Speakers at the demonstration included the Queen Councils' Geoffrey Robertson QC, Dinah Rose QC, Mike Fordham QC and Stephen Knafler QC, as well as leading human rights charities Liberty, Reprieve, Freedom from Torture and Kids Company.
The event was endorsed by organisations from Amnesty International to small grassroots groups, along with top law firms and chambers. Bianca Jagger, Founder and Chair of the Bianca Jagger Human Rights Foundation. Andy Slaughter MP, shadow justice minister, and David Lammy MP also joined the demonstration to show their support.
In a statement to be read out at the demonstration, Mike Mansfield QC, who has represented the families of Stephen Lawrence, Jean-Charles de Menezes and the victims of Bloody Sunday, said:

“None of this is primarily about lawyers, although they are affected. It is about a basic provision, justice, the very substance of what is left of our democracy. No fundamental rights are worth the paper they are written upon unless they can be enforced, especially against overweening and corruptive authorities. “There has been, with small exceptions, an intransigence and almost dismissive contempt by government towards the plight of the citizen.” 

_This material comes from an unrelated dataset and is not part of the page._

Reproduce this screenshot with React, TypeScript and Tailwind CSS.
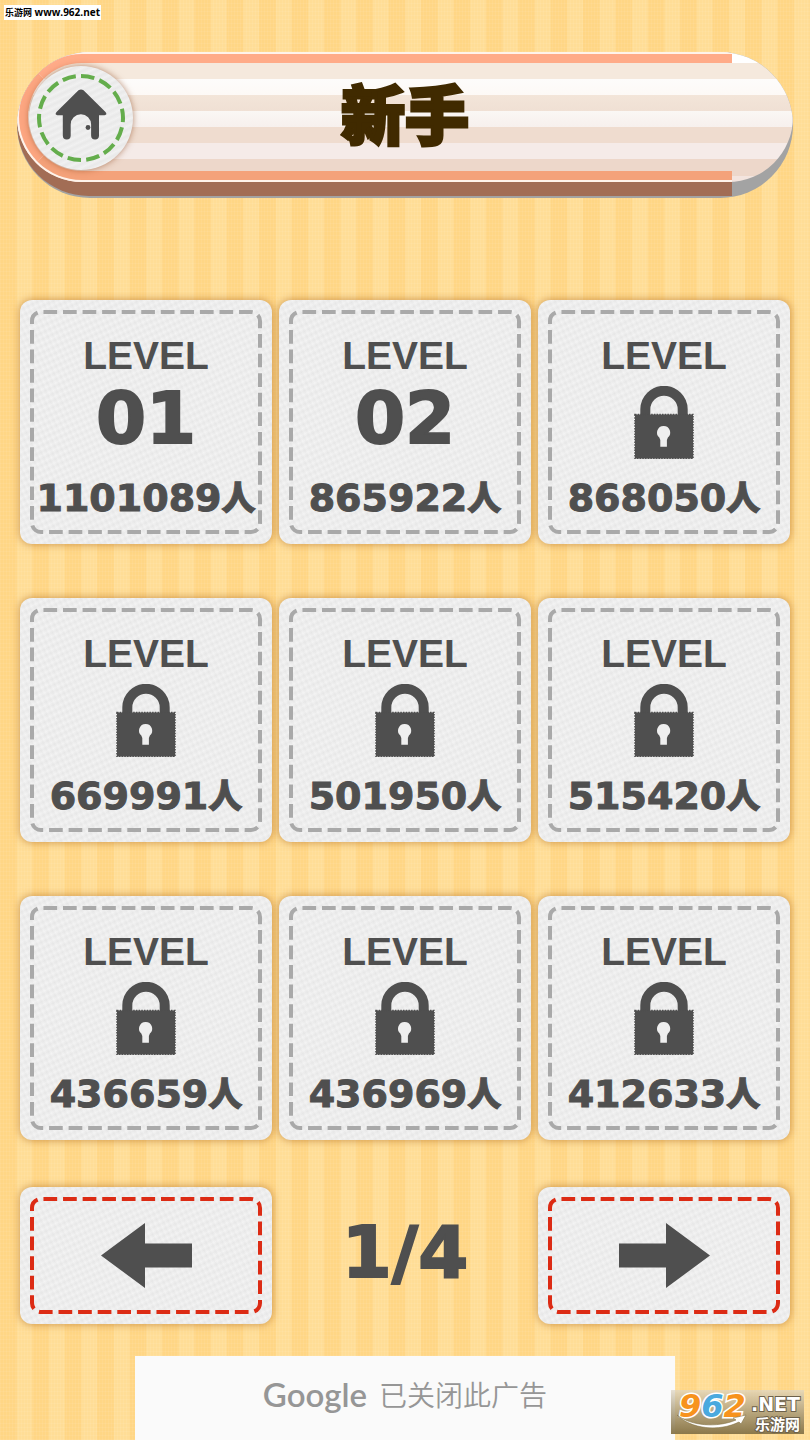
import { clsx } from "clsx";

const levels = [
  { no: "01", players: 1101089, locked: false },
  { no: "02", players: 865922, locked: false },
  { no: "03", players: 868050, locked: true },
  { no: "04", players: 669991, locked: true },
  { no: "05", players: 501950, locked: true },
  { no: "06", players: 515420, locked: true },
  { no: "07", players: 436659, locked: true },
  { no: "08", players: 436969, locked: true },
  { no: "09", players: 412633, locked: true },
];

// Embossed paper shared by the level cards and pager buttons
const paper =
  "relative rounded-xl bg-[#ededed] bg-[repeating-linear-gradient(155deg,rgba(255,255,255,0.25)_0px,rgba(214,214,214,0.15)_3px,rgba(255,255,255,0.2)_6px),repeating-linear-gradient(65deg,rgba(255,255,255,0.2)_0px,rgba(210,210,210,0.15)_3px,rgba(255,255,255,0.2)_5px)] shadow-[0_0_8px_rgba(165,95,20,0.6)]";

const stackCell = "col-start-1 row-start-1";

function Stitching({ className, dashes }: { className: string; dashes: number }) {
  return (
    <svg className="absolute inset-0 h-full w-full" aria-hidden="true">
      <rect
        x="12"
        y="12"
        rx="9"
        pathLength={dashes * 4}
        strokeDasharray="2.8 1.2"
        strokeDashoffset="-0.5"
        strokeWidth="4"
        fill="none"
        className={clsx("h-[calc(100%-24px)] w-[calc(100%-24px)]", className)}
      />
    </svg>
  );
}

function LockIcon() {
  return (
    <svg width="60" height="73" viewBox="0 0 60 73" role="img" aria-label="LOCK">
      <path d="M11.3 30V23.5a18.7 18.7 0 0 1 37.4 0V30" fill="none" stroke="#4f4f4f" strokeWidth="10" />
      <rect x="1" y="28.5" width="58" height="44" fill="#4f4f4f" />
      <rect x="1" y="28.5" width="58" height="44" fill="none" stroke="#4f4f4f" strokeWidth="1.6" strokeDasharray="1.5 1.2" />
      <path d="M29.7 40a6.6 6.6 0 0 1 4.2 11.6l-1 2.4v6.800h-6.600V54l-1-2.400A6.600 6.600 0 0 1 29.700 40Z" fill="#efefef" />
    </svg>
  );
}

function ArrowIcon({ flip = false }: { flip?: boolean }) {
  return (
    <svg width="91" height="65" viewBox="0 0 91 65" aria-hidden="true">
      <path
        d={flip ? "M91 32.5 47 0v20.5H0v24h47V65Z" : "M0 32.5 44 0v20.5h47v24H44V65Z"}
        fill="#4f4f4f"
      />
    </svg>
  );
}

function HomeButton() {
  return (
    <button
      type="button"
      aria-label="Home"
      className="h-26 w-26 rounded-full bg-[#ececec] bg-[repeating-linear-gradient(155deg,rgba(255,255,255,0.3)_0px,rgba(214,214,214,0.15)_3px,rgba(255,255,255,0.2)_6px)] shadow-[0_0_6px_rgba(140,70,30,0.6)]"
    >
      <svg width="104" height="104" viewBox="0 0 104 104" aria-hidden="true">
        <circle
          cx="52"
          cy="52"
          r="42"
          fill="none"
          stroke="#64ad4c"
          strokeWidth="4"
          pathLength="140"
          strokeDasharray="7.2 2.8"
          transform="rotate(-90 52 52)"
        />
        <path
          d="M49.5 24.3q2.500-1.800 5 0L76.500 46q2.200 2.800-1 3.200H70V69.500a3.900 3.900 0 0 1-7.900 0V58.500a10.200 10.200 0 0 0-20.400 0V69.500a3.900 3.900 0 0 1-7.900 0V49.200H28.500q-3.200-.4-1-3.200Z"
          fill="#4f4f4f"
        />
        <circle cx="59" cy="61.500" r="2.400" fill="#4f4f4f" />
      </svg>
    </button>
  );
}

function TitleBar() {
  return (
    <header className="mx-[17px] grid overflow-hidden rounded-[73px] bg-[#a3a3a3]">
      {/* Base edge of the plank */}
      <div className={clsx(stackCell, "mr-[61px] mb-[2px] rounded-l-[72px] bg-[#a26d55]")} />
      {/* Striped face */}
      <div
        className={clsx(
          stackCell,
          "mb-4 h-[130px] rounded-full bg-[linear-gradient(#ffffff_0px_11px,#f5e9dd_11px_27px,#fdfcfb_27px,#fdf9f6_43px,#f3e5d9_43px,#f0e0d4_59px,#faf7f4_59px,#f7f0ed_75px,#efdccf_75px_91px,#f5ebe8_91px_107px,#edd7ca_107px_124px,#f3e4de_124px)]",
        )}
      />
      <div
        className={clsx(
          stackCell,
          "mr-[61px] mb-4 rounded-l-[65px] border-y-2 border-l-2 border-[#fff3ea]",
        )}
      >
        <div className="h-full rounded-l-[63px] border-y-9 border-l-9 border-t-[#ffab88] border-b-[#f4a27a] border-l-[#fca681]" />
      </div>
      <div className={clsx(stackCell, "mb-4 ml-3 flex items-center pt-[2px]")}>
        <HomeButton />
      </div>
      <h1
        className={clsx(
          stackCell,
          "mb-4 self-center justify-self-center pb-3 font-['Noto_Sans_CJK_SC',sans-serif] text-[64px] leading-[64px] font-black text-[#402a00] [-webkit-text-stroke:3px_#402a00]",
        )}
      >
        新手
      </h1>
    </header>
  );
}

function LevelCard({ no, players, locked }: (typeof levels)[number]) {
  return (
    <button
      type="button"
      disabled={locked}
      className={clsx(paper, "flex flex-col items-center pt-9 pb-[26px] text-[#4f4f4f]")}
    >
      <Stitching className="stroke-[#a9a9a9]" dashes={45} />
      <span className="font-['Liberation_Sans',sans-serif] text-[39px] leading-10 font-bold">LEVEL</span>
      <span
        className={clsx(
          "flex h-[88px] items-center font-['DejaVu_Sans',sans-serif] text-[72px] leading-[72px] font-bold [-webkit-text-stroke:2px_#4f4f4f]",
          locked ? "pt-1" : "pb-1",
        )}
      >
        {locked ? <LockIcon /> : no}
      </span>
      <span className="mt-[14px] flex items-center font-['DejaVu_Sans',sans-serif] text-[38px] leading-10 font-bold whitespace-nowrap [-webkit-text-stroke:1px_#4f4f4f]">
        {players}
        <span className="-mt-1 font-['Noto_Sans_CJK_JP',sans-serif] text-[34px] font-black">人</span>
      </span>
    </button>
  );
}

function Pager() {
  return (
    <nav className="mt-[47px] grid grid-cols-3 items-center gap-x-[7px] px-5">
      <button type="button" aria-label="Previous" className={clsx(paper, "flex justify-center py-9")}>
        <Stitching className="stroke-[#dc2b14]" dashes={34} />
        <ArrowIcon />
      </button>
      <span className="pb-2 text-center font-['DejaVu_Sans',sans-serif] text-[72px] leading-[72px] font-bold text-[#4f4f4f] [-webkit-text-stroke:2px_#4f4f4f]">
        1/4
      </span>
      <button type="button" aria-label="Next" className={clsx(paper, "flex justify-center py-9")}>
        <Stitching className="stroke-[#dc2b14]" dashes={34} />
        <ArrowIcon flip />
      </button>
    </nav>
  );
}

function SiteLogo() {
  return (
    <div className="absolute right-[6px] bottom-[6px] flex h-11 w-[133px] justify-between bg-linear-to-b from-[#ded6c4]/70 to-[#857347]/95 pr-1 pl-2">
      <div className="font-['DejaVu_Sans',sans-serif] text-[32px] leading-8 font-bold text-[#f7931e] italic [-webkit-text-stroke:3px_#fff] [paint-order:stroke_fill]">
        9<span className="text-[#4aa9de]">6</span>2
      </div>
      <svg className="absolute bottom-1 left-1 h-4 w-[72px]" viewBox="0 0 72 16" aria-hidden="true">
        <path
          d="M2 1C16 12 42 14 61 6l-3-2 13-3-5 9-2-2C44 18 16 15 2 1Z"
          fill="#fff"
          stroke="#857347"
          strokeWidth=".6"
        />
      </svg>
      <div className="flex flex-col items-end text-white [-webkit-text-stroke:2px_#6d614b] [paint-order:stroke_fill]">
        <span className="pt-1 font-['DejaVu_Sans',sans-serif] text-[19px] leading-5 font-bold">.NET</span>
        <span className="font-['Noto_Sans_CJK_SC',sans-serif] text-[15px] leading-5 font-bold">乐游网</span>
      </div>
    </div>
  );
}

export default function App() {
  return (
    <div className="relative flex min-h-screen flex-col bg-[#ffda88] bg-[repeating-linear-gradient(0deg,rgba(255,255,255,0.06)_0px_1px,transparent_1px_4px),repeating-linear-gradient(90deg,rgba(255,255,255,0.06)_0px_1px,transparent_1px_3px),linear-gradient(90deg,#ffd685_50%,#ffdd96_50%)] bg-[length:auto,auto,4%_100%] pt-13">
      <div className="absolute top-[5px] left-1 bg-white px-px font-['Open_Sans','Noto_Sans_CJK_SC',sans-serif] text-[10px] leading-[14px] font-bold whitespace-nowrap text-black">
        <span className="text-[9px]">乐游网</span> www.962.net
      </div>

      <TitleBar />

      <main className="mt-[102px] grid grid-cols-3 gap-x-[7px] gap-y-[54px] px-5">
        {levels.map((level) => (
          <LevelCard key={level.no} {...level} />
        ))}
      </main>

      <Pager />

      <footer className="mt-8 flex w-2/3 grow items-center justify-center gap-3 self-center bg-[#fafafa] pt-4 pb-6 leading-10 text-[#969696]">
        <span className="font-['Lato',sans-serif] text-[33px] font-semibold">Google</span>
        <span className="font-['Noto_Sans_CJK_SC',sans-serif] text-[28px] font-[350]">已关闭此广告</span>
      </footer>

      <SiteLogo />
    </div>
  );
}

The new tranche of proposed legal aid cuts has already been heavily criticised, including by The Children's Society which is concerned that thousands of children will be “left without a voice and right of redress”, 

and by Sir Anthony Hooper, retired High Court judge, who warned that “These reforms will be absolutely devastating for the justice system as we know it. They will lead to many problems, certainly to miscarriages of justice”.



Geoffrey Robertson QC's speech at the demonstration outside of the Ministry of Justice referred to the days of the “dock brief” and of what Lord Justice of Appeal, Stephen Sedley QC called the “great sleep” of public law in the middle of the 20th century – before legal aid was created.

Geoffrey Robertson ended by attacking the government's “hidden agenda”: which aims to make it easier for itself to act unlawfully, without proper scrutiny or redress. As an alternative to removing access to justice for the vulnerable Geoffrey Robertson proposed that better off households might have to make substantial contributions to criminal legal aid, rather than being denied it altogether; suggesting cutting more from silks’ fees. He observed how Trident the UK controversial nuclear submarine programme, was worth 45 years of legal aid.